STANFORD -- The Stanford Linear Accelerator Center has signed a cooperative agreement with North Star Research Corp. to develop a specialized type of power supply called a high-efficiency pulse modulator.

The primary use of these power supplies will be to power the microwave generators required for the Next Linear Collider project currently being designed at SLAC. With an expected efficiency of 90 percent, compared to 70 percent for existing designs, the new modulators could save the next generation particle accelerator as much as $16 million worth of electricity annually.

Conventional transformer-pulsed modulators like those now used at SLAC are well understood but are quite large and expensive. The new design is considerably smaller and less expensive, as well as more efficient.

Such power supplies must deliver large voltages and currents (hundreds of thousands of volts, hundreds of amperes) in short, microsecond-long bursts hundreds of times per second. Similar power supplies have commercial applications in radar and as key components of electron accelerators used for detoxifying certain kinds of hazardous waste, for sterilization of equipment and for radiotherapy. Lower-cost electron accelerators would speed the replacement of radioisotope-based radiotherapy systems.

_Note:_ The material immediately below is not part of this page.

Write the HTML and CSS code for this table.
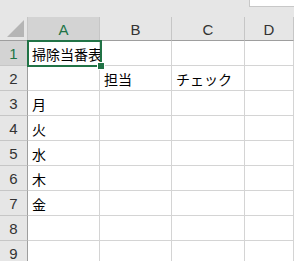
FILE: index.html
```html
<!DOCTYPE html>
<html lang="ja">
<head>
<meta charset="utf-8">
<link rel="stylesheet" href="styles.css">
</head>
<body>
<div class="topbar"><div class="spacer"></div><div class="namebox"></div></div>
<div class="sheet">
  <div class="grid">
    <div class="corner"><div class="tri"></div></div>
    <div class="colhead sel">A</div>
    <div class="colhead">B</div>
    <div class="colhead">C</div>
    <div class="colhead">D</div>

    <div class="rowhead sel">1</div>
    <div class="cell text">掃除当番表</div><div class="cell"></div><div class="cell"></div><div class="cell"></div>

    <div class="rowhead">2</div>
    <div class="cell"></div><div class="cell text">担当</div><div class="cell text">チェック</div><div class="cell"></div>

    <div class="rowhead">3</div>
    <div class="cell text">月</div><div class="cell"></div><div class="cell"></div><div class="cell"></div>

    <div class="rowhead">4</div>
    <div class="cell text">火</div><div class="cell"></div><div class="cell"></div><div class="cell"></div>

    <div class="rowhead">5</div>
    <div class="cell text">水</div><div class="cell"></div><div class="cell"></div><div class="cell"></div>

    <div class="rowhead">6</div>
    <div class="cell text">木</div><div class="cell"></div><div class="cell"></div><div class="cell"></div>

    <div class="rowhead">7</div>
    <div class="cell text">金</div><div class="cell"></div><div class="cell"></div><div class="cell"></div>

    <div class="rowhead">8</div>
    <div class="cell"></div><div class="cell"></div><div class="cell"></div><div class="cell"></div>

    <div class="rowhead">9</div>
    <div class="cell"></div><div class="cell"></div><div class="cell"></div><div class="cell"></div>
  </div>
  <div class="selection"><div class="handle"></div></div>
</div>
</body>
</html>
```

FILE: styles.css
```css
html, body {
  margin: 0;
  padding: 0;
  background: #ffffff;
  overflow: hidden;
}
body {
  width: 294px;
  height: 261px;
  font-family: "Noto Sans CJK JP", "Noto Sans", sans-serif;
}
.topbar {
  display: flex;
  height: 17px;
  background: #e6e6e6;
}
.spacer { flex: 1; }
.namebox {
  width: 44px;
  height: 6px;
  background: #ffffff;
  border-left: 1px solid #c8c8c8;
  border-bottom: 1px solid #c8c8c8;
}
.sheet {
  position: relative;
}
.grid {
  display: grid;
  grid-template-columns: 28px 72px 72px 73px 1fr;
  grid-template-rows: 24px repeat(9, 25px);
}
.corner {
  background: #e6e6e6;
  border-right: 1px solid #c6c6c6;
  border-bottom: 1px solid #9e9e9e;
  box-sizing: border-box;
  position: relative;
}
.tri {
  position: absolute;
  right: 3px;
  bottom: 3px;
  width: 0;
  height: 0;
  border-left: 17px solid transparent;
  border-bottom: 17px solid #b5b5b5;
}
.colhead {
  background: #e6e6e6;
  border-right: 1px solid #c6c6c6;
  border-bottom: 1px solid #9e9e9e;
  box-sizing: border-box;
  display: flex;
  align-items: center;
  justify-content: center;
  font-family: "Liberation Sans", Arial, sans-serif;
  font-size: 15px;
  color: #333333;
  padding-top: 1px;
}
.rowhead {
  background: #e6e6e6;
  border-right: 1px solid #9e9e9e;
  border-bottom: 1px solid #c6c6c6;
  box-sizing: border-box;
  display: flex;
  align-items: center;
  justify-content: center;
  font-family: "Liberation Sans", Arial, sans-serif;
  font-size: 15px;
  color: #333333;
  padding-top: 1px;
}
.colhead.sel, .rowhead.sel {
  background: #d3d3d3;
  color: #217346;
}
.cell {
  border-right: 1px solid #d4d4d4;
  border-bottom: 1px solid #d4d4d4;
  box-sizing: border-box;
  font-size: 14px;
  color: #000000;
  white-space: nowrap;
  overflow: visible;
  padding-left: 4px;
  display: flex;
  align-items: center;
  padding-top: 1px;
}
.selection {
  position: absolute;
  left: 27px;
  top: 23px;
  width: 75px;
  height: 27px;
  border: 2px solid #217346;
  box-sizing: border-box;
  pointer-events: none;
}
.handle {
  position: absolute;
  right: -5px;
  bottom: -5px;
  width: 6px;
  height: 6px;
  background: #217346;
  border: 1px solid #ffffff;
}
```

The Cooperative Research and Development Agreement between SLAC and North Star Research Corp. was signed on Dec. 12, 1994. The six-month joint project will receive a total funding of approximately $99,000 from the Department of Energy.

The new power supply is based on a North Star design called the Nested High Voltage Generator. It consists of many DC power supplies connected in series but powered in parallel. The company has demonstrated that this design can generate 500-kilovolt, 80-amp pulses with 83 percent efficiency. As part of the joint project, North Star will upgrade its NHVG design to deliver 500-kilovolt, 220-amp pulses at an efficiency of greater than 90 percent. SLAC will design an electron gun needed to drive the microwave generator.

North Star Research Corp. is a small business located in Albuquerque, N.M. Major activities of this company include design and production of pulsed power supplies. This is the first SLAC cooperative research and development agreement with an industrial partner supported by the Department of Energy's Small Business Technology Transfer program.